Monday, 1 April 2013

Mystery of Mary Magdalene

The Mystery of Mary Magdalene: I have just watched this BBC programme on iPlayer and am a bit bemused why Christian Concern announced in advance that showing it on Good Friday was "highly inappropriate and inflammatory" nor why they dubbed it "offensive". Melvyn Bragg concludes, "And I now understand why many Christians feel, despite all the many stories about who Mary Magdalene was, the most important thing is what she witnessed - the very first Easter." It was really rather good, I think.

Titian's Noli Me Tangere in National Gallery, London
Certainly it made me question some of the assumptions I'd previously made, particularly the conflations I'd liked to make bringing the Gospel stories together to make a coherent picture of Mary Magdalene (see God loves the red tops). I'm quite happy living with less certainty about that. Something which also should have emerged for anyone with an open mind was the essential historicity of the central events with which we know she was involved, the crucifixion and resurrection of Jesus. As Professor Tom Wright pointed out, if people had wished to concoct a story of such an improbable event, the last thing they'd have done at a time when women's testimony was inadmissible in a court of law was have a woman as the prime witness.

I just hope that Christian Concern's many supporters did not in the event deluge the BBC with complaints about the programme. It's sad that in this instance CC (who often highlight real issues) prejudged a programme on the basis of a press report and mobilised indignation unjustifiably. In my view it deserves plaudits for being informative and balanced.
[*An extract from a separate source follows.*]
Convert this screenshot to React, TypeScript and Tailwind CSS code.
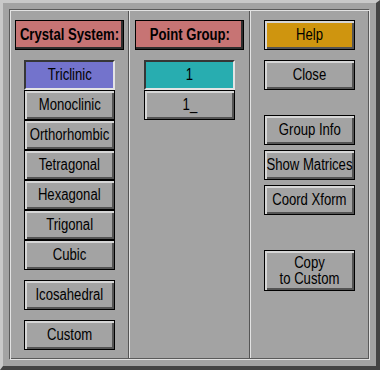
import React from 'react';

const font = "font-['Liberation_Sans',Arial,sans-serif]";

// the original uses a tall narrow bitmap helvetica, so squeeze the glyphs horizontally
const Txt: React.FC<{ children: React.ReactNode; bold?: boolean }> = ({ children, bold }) => (
  <span
    className={`inline-block whitespace-nowrap scale-x-[0.82] text-[16px] leading-[16px] text-black ${
      bold ? 'font-bold' : 'font-normal'
    }`}
  >
    {children}
  </span>
);

type BtnProps = {
  label: React.ReactNode;
  tone?: 'plain' | 'help';
  className?: string;
};

// raised motif-style push button
const Btn: React.FC<BtnProps> = ({ label, tone = 'plain', className = '' }) => (
  <div
    className={`w-[91px] h-[30px] flex items-center justify-center text-center border border-black shadow-[inset_2px_2px_0_#d6d6d6,inset_-2px_-2px_0_#545454] ${
      tone === 'help' ? 'bg-[#cf950f]' : 'bg-[#a3a3a3]'
    } ${className}`}
  >
    <Txt>{label}</Txt>
  </div>
);

// pressed / selected toggle
const Picked: React.FC<{ label: string; color: string }> = ({ label, color }) => (
  <div
    className={`w-[91px] h-[30px] flex items-center justify-center border-2 border-t-[#363636] border-l-[#363636] border-r-[#e4e4e4] border-b-[#e4e4e4] ${color}`}
  >
    <Txt>{label}</Txt>
  </div>
);

const Header: React.FC<{ label: string }> = ({ label }) => (
  <div className="w-[109px] h-[30px] flex items-center justify-center bg-[#c77474] border border-black shadow-[inset_-2px_-2px_0_#2e2e2e]">
    <Txt bold>{label}</Txt>
  </div>
);

const Sep = () => (
  <div className="w-[2px] h-full flex">
    <div className="w-px bg-[#555555]" />
    <div className="w-px bg-[#e2e2e2]" />
  </div>
);

export default function App() {
  const systems = ['Triclinic', 'Monoclinic', 'Orthorhombic', 'Tetragonal', 'Hexagonal', 'Trigonal', 'Cubic'];

  return (
    <div
      className={`w-[380px] h-[370px] bg-[#a3a3a3] ${font} border-t-[3px] border-l-[3px] border-r-[4px] border-b-[4px] border-t-[#c9c9c9] border-l-[#c9c9c9] border-r-[#444444] border-b-[#444444] p-[6px]`}
    >
      <div className="h-full flex border border-t-[#5a5a5a] border-l-[#5a5a5a] border-r-[#e2e2e2] border-b-[#e2e2e2] shadow-[inset_1px_1px_0_#e2e2e2,inset_-1px_-1px_0_#5a5a5a] p-px">
        {/* crystal system */}
        <div className="w-[117px] flex flex-col items-center pt-[9px]">
          <Header label="Crystal System:" />
          <div className="mt-[10px] flex flex-col">
            {systems.map((s, i) =>
              i === 0 ? <Picked key={s} label={s} color="bg-[#7373cc]" /> : <Btn key={s} label={s} />
            )}
          </div>
          <Btn label="Icosahedral" className="mt-[10px]" />
          <Btn label="Custom" className="mt-[10px]" />
        </div>

        <Sep />

        {/* point group */}
        <div className="w-[119px] flex flex-col items-center pt-[9px]">
          <Header label="Point Group:" />
          <div className="mt-[10px] flex flex-col">
            <Picked label="1" color="bg-[#28adb0]" />
            <Btn label="1_" />
          </div>
        </div>

        <Sep />

        {/* actions */}
        <div className="flex-1 flex flex-col items-center pt-[9px]">
          <Btn label="Help" tone="help" />
          <Btn label="Close" className="mt-[10px]" />
          <Btn label="Group Info" className="mt-[25px]" />
          <Btn label="Show Matrices" className="mt-[5px]" />
          <Btn label="Coord Xform" className="mt-[5px]" />
          <Btn
            label={
              <>
                Copy
                <br />
                to Custom
              </>
            }
            className="mt-[35px] h-[41px]"
          />
        </div>
      </div>
    </div>
  );
}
I think there's a danger of fuelling religious paranoia unnecessarily. I prefer the confidence of Pope Francis's Easter morning message: “We too, like the women who were Jesus’ disciples, who went to the tomb and found it empty, may wonder what this event means. What does it mean that Jesus is risen? It means that the love of God is stronger than evil and death itself; it means that the love of God can transform our lives and let those desert places in our hearts bloom. God’s love can do this...." And his plea for peace, ending: “Peace in the whole world, still divided by greed looking for easy gain, wounded by the selfishness which threatens human life and the family, selfishness that continues in human trafficking, the most extensive form of slavery in this twenty-first century. Human trafficking is precisely the most extensive form of slavery in this twenty-first century! Peace to the whole world, torn apart by violence linked to drug trafficking and by the iniquitous exploitation of natural resources!" Peace to this our Earth! May the risen Jesus bring comfort to the victims of natural disasters and make us responsible guardians of creation."